A Hon Hai spokesman said the Samsung deal would not alter his company's cooperation with Sharp and that investment talks were continuing between the two.
DEBT-LADEN
Sharp is also relying on a deal with Qualcomm. The U.S. company made an initial investment of half the promised $120 million amount at the end of the year in a private placement of stock, giving the U.S. company a 2.64 percent stake after dilution. Payment of the remainder is conditional on Sharp posting a profit in the six months to March 31, after it reported a 388 billion yen net loss in the previous six months.
Through its Pixtronix subsidiary, Qualcomm said it plans to work with Sharp to develop new power-saving screens based on the company's IGZO technology.
To secure a $4.4 billion bail out last year from banks including Mizuho Financial Group <8411.T> and Mitsubishi Financial Group <8306.T>, Sharp had to agree to trim its workforce by 10,000 and mortgage its offices and factories in Japan, limiting its ability to sell assets other than overseas facilities.

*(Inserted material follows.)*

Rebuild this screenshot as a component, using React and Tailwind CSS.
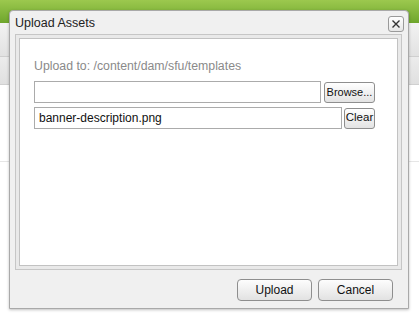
import React from "react";

export default function App() {
  const font = { fontFamily: '"Liberation Sans", Arial, sans-serif' };
  return (
    <div className="relative w-[419px] h-[319px] overflow-hidden bg-white" style={font}>
      {/* background page */}
      <div className="flex flex-col">
        <div className="h-[23px] bg-gradient-to-b from-[#9cc84e] to-[#6ea62c]" />
        <div className="h-[34px] bg-gradient-to-b from-[#f2f2f2] to-[#e2e2e2] border-b border-[#cfcfcf]" />
        <div className="h-[28px] bg-gradient-to-b from-[#ececec] to-[#e0e0e0] border-b border-[#d0d0d0]" />
        <div className="h-[77px] bg-white border-b border-[#e6e6e6]" />
      </div>

      {/* dialog */}
      <div className="absolute left-[9px] top-[10px] w-[400px] h-[299px] flex flex-col bg-[#f0f0f0] border border-[#a9a9a9] rounded-t-[4px] shadow-[0_1px_3px_rgba(0,0,0,0.25)]">
        <div className="h-[23px] flex items-center justify-between pl-[5px] pr-[4px] shrink-0">
          <span className="text-[12.5px] text-[#222] leading-none mt-[2px]">Upload Assets</span>
          <div className="w-[16px] h-[16px] mt-[3px] rounded-[3px] border border-[#9a9a9a] bg-gradient-to-b from-[#ffffff] to-[#e6e6e6] flex items-center justify-center">
            <svg width="10" height="10" viewBox="0 0 10 10">
              <path d="M1.5 1.5 L8.5 8.5 M8.5 1.5 L1.5 8.5" stroke="#333" strokeWidth="1.4" />
            </svg>
          </div>
        </div>
        <div className="px-[5px] pr-[6px] shrink-0">
          <div className="h-[236px] border border-[#c6c6c6] bg-[#e9e9e9] p-[3px]">
            <div className="h-full border border-[#c2c2c2] bg-white pl-[14px] pt-[20px]">
              <div className="text-[12.3px] leading-[14px] text-[#8a8a8a]">Upload to: /content/dam/sfu/templates</div>
              <div className="flex items-center gap-[3px] mt-[8px]">
                <div className="w-[287px] h-[22px] border border-[#ababab] bg-white" />
                <div className="w-[51px] h-[21px] rounded-[3px] border border-[#8e8e8e] bg-gradient-to-b from-[#ffffff] to-[#e3e3e3] flex items-center justify-center text-[11px] text-[#111] whitespace-nowrap">
                  Browse...
                </div>
              </div>
              <div className="flex items-center gap-[2px] mt-[4px]">
                <div className="w-[308px] h-[22px] border border-[#ababab] bg-white flex items-center pl-[4px] text-[12px] text-[#111]">
                  banner-description.png
                </div>
                <div className="w-[31px] h-[21px] rounded-[3px] border border-[#8e8e8e] bg-gradient-to-b from-[#ffffff] to-[#e3e3e3] flex items-center justify-center text-[11.5px] text-[#111]">
                  Clear
                </div>
              </div>
            </div>
          </div>
        </div>
        <div className="flex justify-end gap-[6px] pr-[15px] pt-[9px]">
          <div className="w-[75px] h-[22px] rounded-[4px] border border-[#8e8e8e] bg-gradient-to-b from-[#fdfdfd] to-[#e2e2e2] flex items-center justify-center text-[12px] text-[#111]">
            Upload
          </div>
          <div className="w-[75px] h-[22px] rounded-[4px] border border-[#8e8e8e] bg-gradient-to-b from-[#fdfdfd] to-[#e2e2e2] flex items-center justify-center text-[12px] text-[#111]">
            Cancel
          </div>
        </div>
      </div>
    </div>
  );
}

Sharp, which in November said it may not be able to survive on its own, may sell its Chinese TV assembly plant to Lenovo Group Ltd <0992.HK> and is in talks to sell its Mexico factory to Hon Hai, according to sources.
A junk rating from credit agencies has also made raising money in the credit markets an expensive proposition for Sharp. Standard & Poor's rates Sharp's debt as B+, a highly speculative grade, while Fitch Ratings has Sharp lower at B-. Moody's Investors Service withdrew its rating on Sharp in April of last year.

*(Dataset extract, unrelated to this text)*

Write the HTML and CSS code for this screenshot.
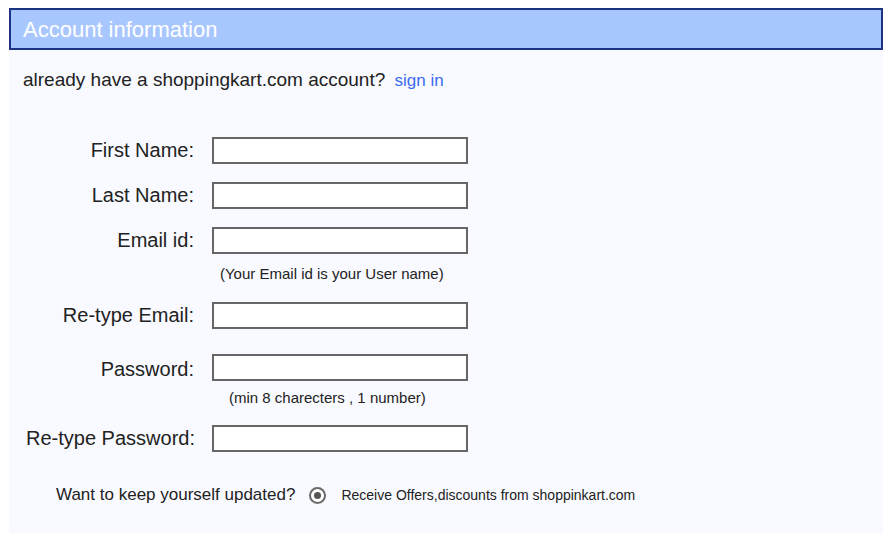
FILE: index.html
```html
<!DOCTYPE html>
<html>
<head>
<meta charset="utf-8">
<link rel="stylesheet" href="styles.css">
</head>
<body>
<div class="panel">
  <div class="panel-header">Account information</div>
  <p class="intro">already have a shoppingkart.com account? <a class="signin" href="#">sign in</a></p>
  <form class="form">
    <div class="row row-first">
      <label class="label">First Name:</label>
      <input class="field" type="text">
    </div>
    <div class="row row-gap">
      <label class="label">Last Name:</label>
      <input class="field" type="text">
    </div>
    <div class="row row-gap">
      <label class="label">Email id:</label>
      <input class="field" type="text">
    </div>
    <div class="hint hint-email">(Your Email id is your User name)</div>
    <div class="row row-after-hint">
      <label class="label">Re-type Email:</label>
      <input class="field" type="text">
    </div>
    <div class="row row-password">
      <label class="label label-low">Password:</label>
      <input class="field" type="password">
    </div>
    <div class="hint hint-password">(min 8 charecters , 1 number)</div>
    <div class="row row-after-hint2">
      <label class="label label-wide">Re-type Password:</label>
      <input class="field" type="password">
    </div>
    <div class="updates">
      <span class="updates-q">Want to keep yourself updated?</span>
      <span class="radio"><span class="radio-dot"></span></span>
      <span class="updates-opt">Receive Offers,discounts from shoppinkart.com</span>
    </div>
  </form>
</div>
</body>
</html>
```

FILE: styles.css
```css
html, body {
  background: #ffffff;
}
body {
  margin: 8px 9px;
  font-family: "Liberation Sans", Arial, sans-serif;
  color: #222222;
}
.panel {
  background: #f9faff;
  padding-bottom: 27px;
}
.panel-header {
  background: #a9c7ff;
  border: 2px solid #1b3382;
  height: 38px;
  line-height: 39px;
  padding: 0 12px;
  color: #ffffff;
  font-size: 22px;
}
.intro {
  margin: 19px 0 0 0;
  padding-left: 14px;
  font-size: 19px;
  line-height: 22px;
}
.signin {
  color: #3b6cf0;
  text-decoration: none;
  font-size: 17px;
  margin-left: 4px;
}
.form {
  display: flex;
  flex-direction: column;
  margin: 45px 0 0 0;
}
.row {
  display: flex;
  align-items: center;
  gap: 17px;
  height: 27px;
}
.row-gap { margin-top: 18px; }
.row-after-hint { margin-top: 19px; }
.row-password { margin-top: 25px; }
.row-after-hint2 { margin-top: 18px; }
.label {
  box-sizing: border-box;
  width: 186px;
  padding-right: 1px;
  padding-bottom: 2px;
  text-align: right;
  font-size: 20px;
  line-height: 24px;
  color: #222222;
}
.label-low {
  padding-bottom: 0;
  padding-top: 2px;
}
.label-wide {
  padding-right: 0;
}
.field {
  box-sizing: border-box;
  width: 256px;
  height: 27px;
  border: 2px solid #666666;
  background: #ffffff;
  margin: 0;
  padding: 0 4px;
  border-radius: 0;
  outline: none;
}
.hint {
  font-size: 15px;
  line-height: 18px;
  color: #222222;
}
.hint-email {
  margin-top: 11px;
  padding-left: 211px;
}
.hint-password {
  margin-top: 8px;
  padding-left: 220px;
}
.updates {
  display: flex;
  align-items: center;
  margin-top: 32px;
  padding-left: 47px;
  height: 22px;
}
.updates-q {
  font-size: 17px;
  color: #222222;
}
.radio {
  box-sizing: border-box;
  width: 17px;
  height: 17px;
  border: 2px solid #6a6a6a;
  border-radius: 50%;
  margin-left: 14px;
  display: flex;
  align-items: center;
  justify-content: center;
  background: #ffffff;
}
.radio-dot {
  width: 7px;
  height: 7px;
  border-radius: 50%;
  background: #555555;
}
.updates-opt {
  margin-left: 15px;
  font-size: 14px;
  color: #222222;
}
```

Those limited funding options have spurred speculation that Sharp, which has to redeem a 200 billion yen convertible bond in September, will resort to further stock sales.
Yet, any major share offer in the future is unlikely because of dilution worries, said Deutsche Securities analyst Yasuo Nakane. "It will likely meet its refinancing need through a mixture of cashflow generated from profits, capital injections and asset sales," he said.
Sharp's stock closed 14 percent higher at 341 yen on Wednesday, lifted by news that a deal with Samsung, which was announced after markets closed, was imminent. Samsung's stock rose 0.7 percent.